A young boy from Prey Veng province who accompanied his father on a logging trip last month said he had previously made two two-week excursions into the Cardamoms to experience the life of a logger working for Pheap.
“I wanted to know what the life of a logger was like, and now I realise how tough it is,” he said as he quietly cooked lunch under the shade of his makeshift tent. “They have to drive their carts through the forest and climb mountains both day and night, but they earn very little money.
“Sometimes we want to betray the company and sell to another merchant, but if we are caught we will just have the wood confiscated and sent to the [Forestry Administration] office,” he said.
Chheng Kimsun, the director of the Forestry Administration, could not be reached for comment.
The allegations against Pheap follow a long-established pattern that would ultimately lead to the destruction of what remains of Cambodia’s once vast forests, said Chhim Savuth, executive director of the Natural Resource Protection Group and a former forest program officer with the Cambodian Centre for Human Rights.
“The strategy is to annihilate the forests of Cambodia.
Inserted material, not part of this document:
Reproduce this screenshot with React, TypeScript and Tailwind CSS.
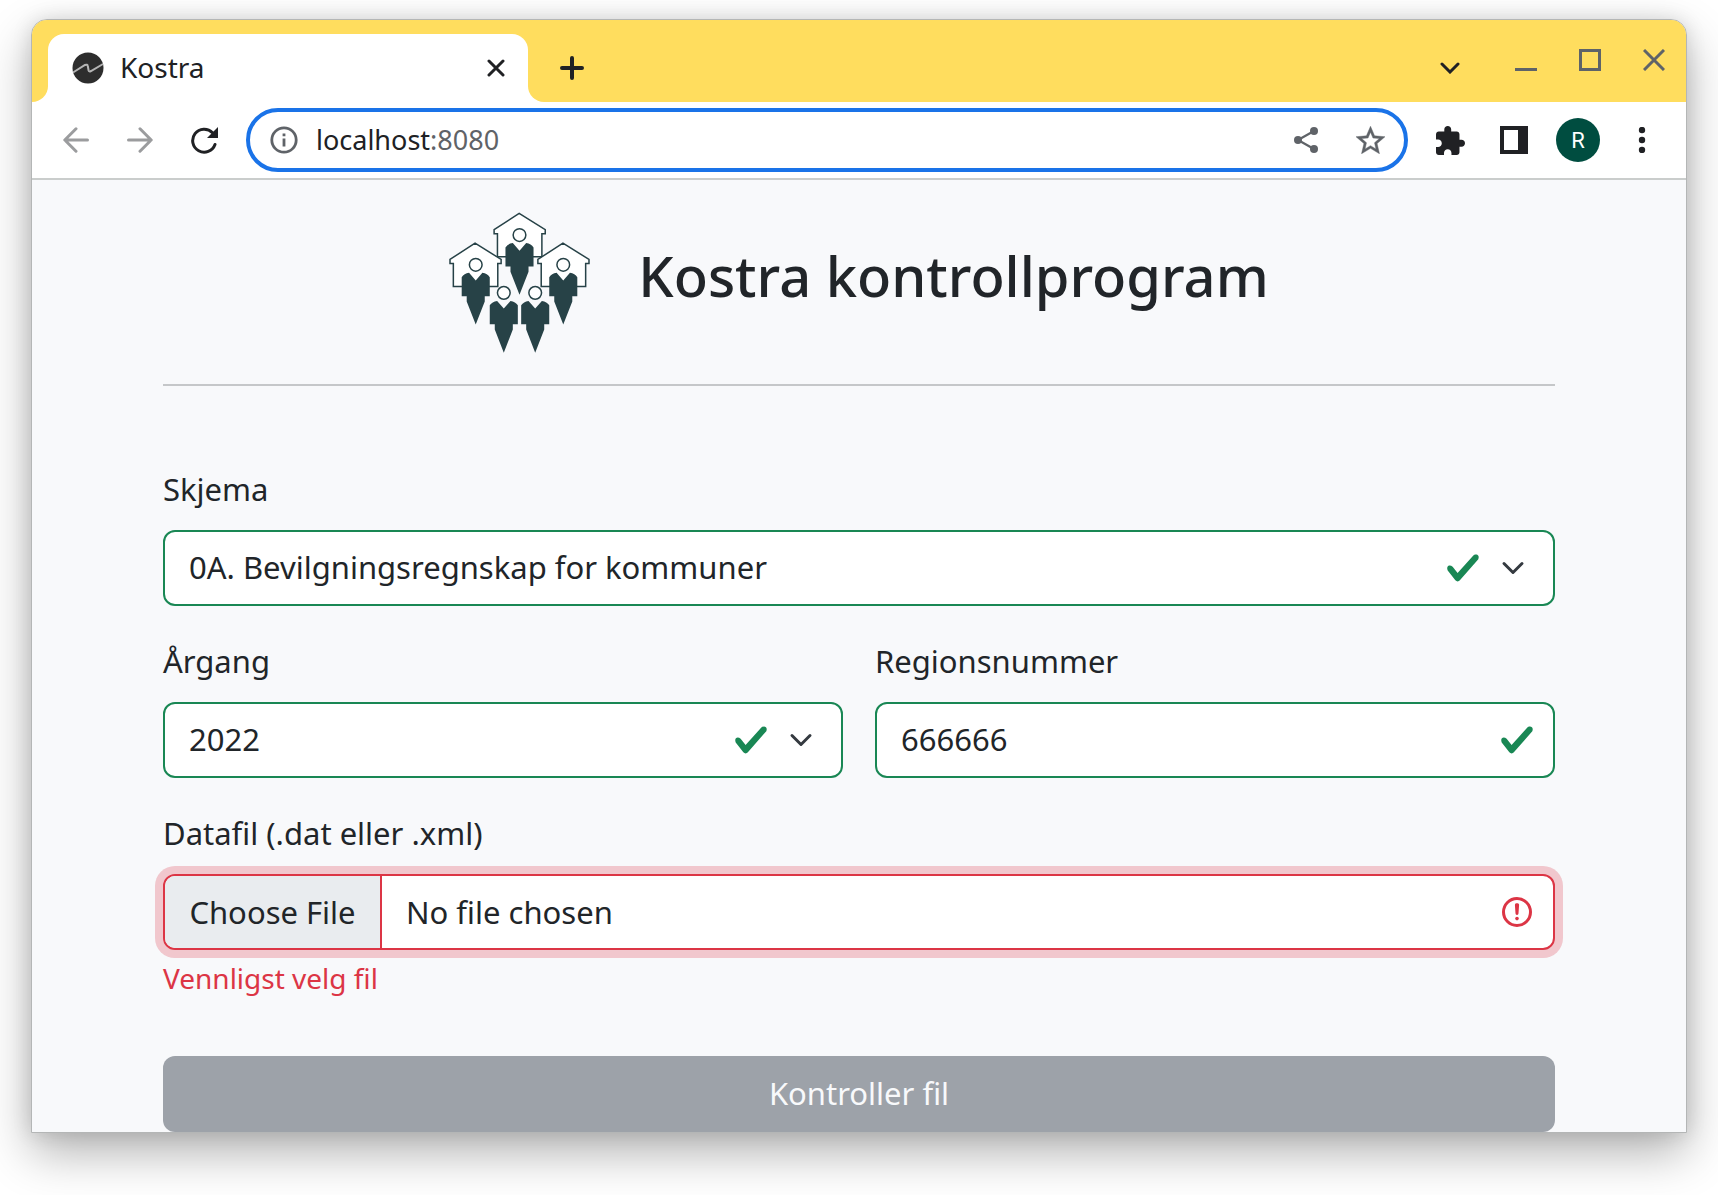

Trees are not small, like [concealed] drugs. Why can they not stop this when the logs are being transported in huge trucks?
“It is regretful that the authorities in some provinces simply seize the wood to sell back to Try Pheap.”
Cheat* is a local to the Cardamoms, and like the migratory pool of labour that the brokers rely on to rake in millions in profit for their superiors, he would rather not sell to Pheap’s company, preferring other merchants who offer nearly twice as much.
“I don’t want to sell to the company, but it’s much better than it all being taken. We live under their control, and that’s why we have to bear it.”
While other merchants would pay up to $1,000 per cubic metre, the company offers as little as $500 to Cheat.
The rosewood and beng trees are all gone now, Cheat says, and the thnong and neang nuon are falling fast.
“There is only one tycoon in the Cardamom Mountains and that is Try Pheap. This time the tycoon will finish the forest in Pursat.”